The main confusion happens in understanding the life cycles of small versus large projects.

In smaller projects, all phases happen almost in at once.

Therefore, it looks like it’s just one single mess of activities.

On a large project, phases are longer and more complex. They do look like sub-projects. Even if they overlap.

That’s why when you run a small project, you usually think in terms of on Project Management Process.

On large projects, you have a different project management process for each phase.

13. Escalation

Escalation is a communication technique that you use to solve a problem that is beyond your level of authority.

It usually involves your leadership.

By nature, a project manager doesn’t have enough authority to rule out all the decisions.

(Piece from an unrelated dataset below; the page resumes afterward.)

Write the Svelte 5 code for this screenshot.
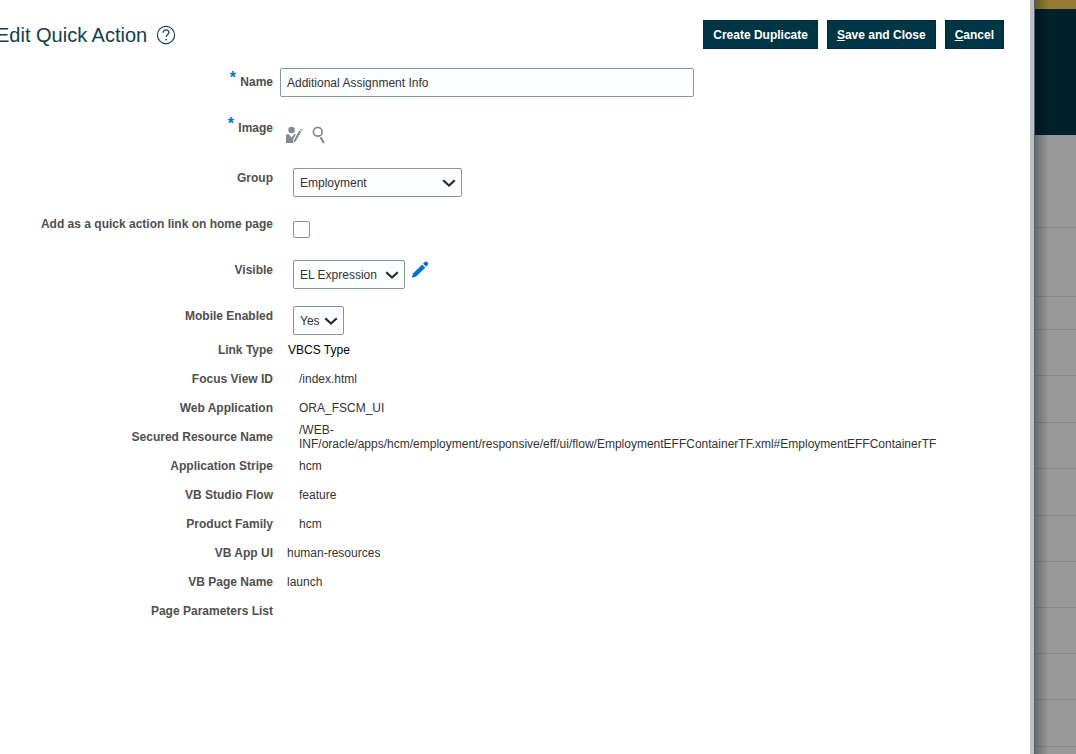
<script lang="ts">
  let name = $state("Additional Assignment Info");
  let group = $state("Employment");
  let visible = $state("EL Expression");
  let mobile = $state("Yes");
  let onHomePage = $state(false);

  const details = [
    { label: "Link Type", value: "VBCS Type", kind: "strong" },
    { label: "Focus View ID", value: "/index.html", kind: "indented" },
    { label: "Web Application", value: "ORA_FSCM_UI", kind: "indented" },
    {
      label: "Secured Resource Name",
      value:
        "/WEB-INF/oracle/apps/hcm/employment/responsive/eff/ui/flow/EmploymentEFFContainerTF.xml#EmploymentEFFContainerTF",
      kind: "indented",
    },
    { label: "Application Stripe", value: "hcm", kind: "indented" },
    { label: "VB Studio Flow", value: "feature", kind: "indented" },
    { label: "Product Family", value: "hcm", kind: "indented" },
    { label: "VB App UI", value: "human-resources", kind: "plain" },
    { label: "VB Page Name", value: "launch", kind: "plain" },
    { label: "Page Parameters List", value: "", kind: "plain" },
  ];

  // heights of the dimmed list rows behind the dialog
  const rows = [93, 69, 33, 46, 47, 46, 47, 46, 46, 46, 46, 47, 46];
</script>

{#snippet chevron()}
  <svg class="chevron" width="14" height="10" viewBox="0 0 14 10" aria-hidden="true">
    <path d="M1.2 2.2 L7 7.6 L12.8 2.2" fill="none" stroke="#2b2b2b" stroke-width="2.2" />
  </svg>
{/snippet}

<div class="page">
  <main class="dialog">
    <header>
      <h1>Edit Quick Action</h1>
      <button type="button" class="icon" aria-label="Help">
        <svg width="20" height="20" viewBox="0 0 20 20" fill="none" stroke="#1b4654">
          <circle cx="10" cy="10" r="8.6" stroke-width="1.2" />
          <path d="M7.2 7.8 C7.2 4 12.9 4.1 12.9 7.5 C12.9 9.7 10.1 9.6 10.1 12.1" stroke-width="1.3" />
          <circle cx="10.1" cy="14.6" r="0.9" fill="#1b4654" stroke="none" />
        </svg>
      </button>
      <div class="actions">
        <button type="button">Create Duplicate</button>
        <button type="button"><u>S</u>ave and Close</button>
        <button type="button"><u>C</u>ancel</button>
      </div>
    </header>

    <form>
      <div class="row field">
        <label for="name"><span class="required">*</span> Name</label>
        <div class="control">
          <input id="name" type="text" bind:value={name} />
        </div>
      </div>

      <div class="row field image">
        <span class="label"><span class="required">*</span> Image</span>
        <div class="control icons">
          <button type="button" class="icon" aria-label="Change image">
            <svg width="18" height="18" viewBox="0 0 18 18" fill="#858b8e">
              <circle cx="6.6" cy="4" r="3.3" />
              <path d="M1 9.2 Q1 8.2 2 8.2 H3.8 L6.6 11.4 L9.2 8.3 H11 L8.3 13 V17 H1 Z" />
              <path d="M14.3 4.6 L16.2 5.8 L10.9 15 L8.9 16.8 L9.2 13.8 Z" />
              <path d="M14.8 3.8 L15.4 2.8 L17.4 4 L16.7 5.1 Z" />
            </svg>
          </button>
          <button type="button" class="icon" aria-label="Search image">
            <svg width="18" height="18" viewBox="0 0 18 18" fill="none" stroke="#858b8e">
              <circle cx="6.8" cy="5.7" r="4.4" stroke-width="1.7" />
              <path d="M9.5 11.2 L12.8 17" stroke-width="2.2" />
            </svg>
          </button>
        </div>
      </div>

      <div class="row field">
        <label for="group">Group</label>
        <div class="control inset">
          <div class="select group">
            <select id="group" bind:value={group}>
              <option>Employment</option>
            </select>
            {@render chevron()}
          </div>
        </div>
      </div>

      <div class="row field">
        <label for="home">Add as a quick action link on home page</label>
        <div class="control inset check">
          <input id="home" type="checkbox" bind:checked={onHomePage} />
        </div>
      </div>

      <div class="row field">
        <label for="visible">Visible</label>
        <div class="control inset">
          <div class="select visible">
            <select id="visible" bind:value={visible}>
              <option>EL Expression</option>
            </select>
            {@render chevron()}
          </div>
          <button type="button" class="icon" aria-label="Edit expression">
            <svg width="18" height="18" viewBox="0 0 18 18" fill="#0572ce">
              <path d="M0.8 17.8 L2 13.5 L11.1 4.6 L14.3 7.8 L5.2 16.6 Z" />
              <path d="M12 3.7 L14 1.8 Q14.9 1 15.8 1.8 L16.8 2.8 Q17.6 3.8 16.8 4.7 L15.2 6.8 Z" />
            </svg>
          </button>
        </div>
      </div>

      <div class="row field last">
        <label for="mobile">Mobile Enabled</label>
        <div class="control inset">
          <div class="select mobile">
            <select id="mobile" bind:value={mobile}>
              <option>Yes</option>
              <option>No</option>
            </select>
            {@render chevron()}
          </div>
        </div>
      </div>

      {#each details as item}
        <div class="row detail">
          <span class="label">{item.label}</span>
          <span class="value {item.kind}">{item.value}</span>
        </div>
      {/each}
    </form>
  </main>

  <aside class="backdrop" aria-hidden="true">
    <div class="brand"></div>
    <div class="banner"></div>
    <div class="list">
      {#each rows as height}
        <div class="line" style="height: {height}px"></div>
      {/each}
    </div>
  </aside>
</div>

<style>
  :global(body) {
    background: #fff;
  }

  .page {
    display: flex;
    height: 100vh;
    overflow: hidden;
    font-family: "Liberation Sans", Arial, sans-serif;
    font-size: 12px;
    line-height: 14px;
    color: #333;
  }

  .dialog {
    flex: 1;
    min-width: 0;
    box-sizing: border-box;
    padding: 20px 26px 0 0;
    overflow: hidden;
    border-right: 4px solid #c0c0c0;
  }

  header {
    display: flex;
    align-items: center;
    height: 29px;
    margin-bottom: 19px;
  }

  h1 {
    margin: 0 9px 0 -4px;
    font-size: 20px;
    line-height: 24px;
    font-weight: 400;
    color: #11404f;
    white-space: nowrap;
  }

  .icon {
    display: flex;
    padding: 0;
    border: 0;
    background: none;
    cursor: pointer;
  }

  .actions {
    display: flex;
    gap: 9px;
    margin-left: auto;
  }

  .actions button {
    height: 29px;
    padding: 0 9px;
    border: 1px solid #002b38;
    background: #003545;
    color: #fff;
    font: bold 12px "Liberation Sans", Arial, sans-serif;
    white-space: nowrap;
    cursor: pointer;
  }

  .row {
    display: grid;
    grid-template-columns: 273px 1fr;
    column-gap: 7px;
  }

  .field {
    min-height: 46px;
  }

  .image {
    min-height: 50px;
  }

  .last {
    min-height: 33px;
  }

  label,
  .label {
    font-weight: 700;
    color: #4f4f4f;
    text-align: right;
  }

  .field > label,
  .field > .label {
    padding-top: 7px;
  }

  .required {
    margin-right: 1px;
    font-size: 16px;
    line-height: 0;
    vertical-align: 3px;
    color: #0572ce;
  }

  .control {
    display: flex;
    align-items: flex-start;
    gap: 6px;
  }

  .inset {
    padding: 4px 0 0 13px;
  }

  .icons {
    gap: 8px;
    padding: 12px 0 0 5px;
  }

  input[type="text"] {
    box-sizing: border-box;
    width: 414px;
    height: 29px;
    padding: 0 6px;
    border: 1px solid #8297a5;
    border-radius: 2px;
    background: #fcfdfe;
    font: inherit;
    color: #333;
  }

  .check {
    padding-top: 11px;
  }

  input[type="checkbox"] {
    appearance: none;
    box-sizing: border-box;
    width: 17px;
    height: 17px;
    margin: 0;
    border: 1px solid #8297a5;
    border-radius: 2px;
    background: #fcfdfe;
  }

  input[type="checkbox"]:checked {
    background: #0572ce;
  }

  .select {
    position: relative;
  }

  .select.group {
    width: 169px;
  }

  .select.visible {
    width: 112px;
  }

  .select.mobile {
    width: 51px;
  }

  select {
    appearance: none;
    box-sizing: border-box;
    width: 100%;
    height: 29px;
    padding: 0 6px;
    border: 1px solid #8297a5;
    border-radius: 2px;
    background: #fcfdfe;
    font: inherit;
    color: #333;
  }

  .chevron {
    position: absolute;
    top: 10px;
    right: 6px;
    pointer-events: none;
  }

  .detail {
    align-items: center;
    height: 29px;
  }

  .value {
    padding-left: 7px;
  }

  .indented {
    padding: 0 40px 0 19px;
  }

  .strong {
    padding-left: 8px;
    color: #000;
  }

  .backdrop {
    position: relative;
    flex: none;
    width: 41px;
    border-left: 1px solid #4b6273;
    background: #999;
  }

  /* shadow the dialog casts on the page behind it */
  .backdrop::after {
    content: "";
    position: absolute;
    inset: 0 auto 0 0;
    width: 14px;
    background: linear-gradient(to right, rgba(0, 0, 0, 0.3), rgba(0, 0, 0, 0));
  }

  .brand {
    height: 9px;
    background: #957c34;
  }

  .banner {
    height: 126px;
    background: #00202a;
  }

  .line {
    box-sizing: border-box;
    border-bottom: 1px solid #848a8c;
  }
</style>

So, escalation is a normal practice that you should not be afraid of. But for sure, you need to do it in the most efficient manner for your leadership.

Keep in mind that escalation is often a suitable answer for interview questions for the role of a junior PM

14. Risk Mitigation Strategy

In 2019, a project manager must know that risk management is important.

Risk Mitigation Strategy is your action plan to deal with a risk.

There’s one important thing that many PMs miss.

You develop a risk mitigation plan for a specific risk.

There are cases when one mitigation strategy can impact other risks as well.

But in any case, you need to track them separately. Because the effect of your mitigation strategy may be different for different risks.

Likewise, if you allocated risk reserves for a specific risk – you should not use these reserves for other risks or to cover up your delays. If a risk doesn’t happen – release the reserves.

15. Risk Reserves

These are just your reserves of time, money, or resources to tackle a risk if it happens or to overcome it proactively.

Don’t treat your reserves as a pool of extra resources you can use at your discretion to keep the project on track. Otherwise, you’ll quickly lose control.

A risk reserve is dedicated to a specific risk. It should be clearly shown in your project management plan.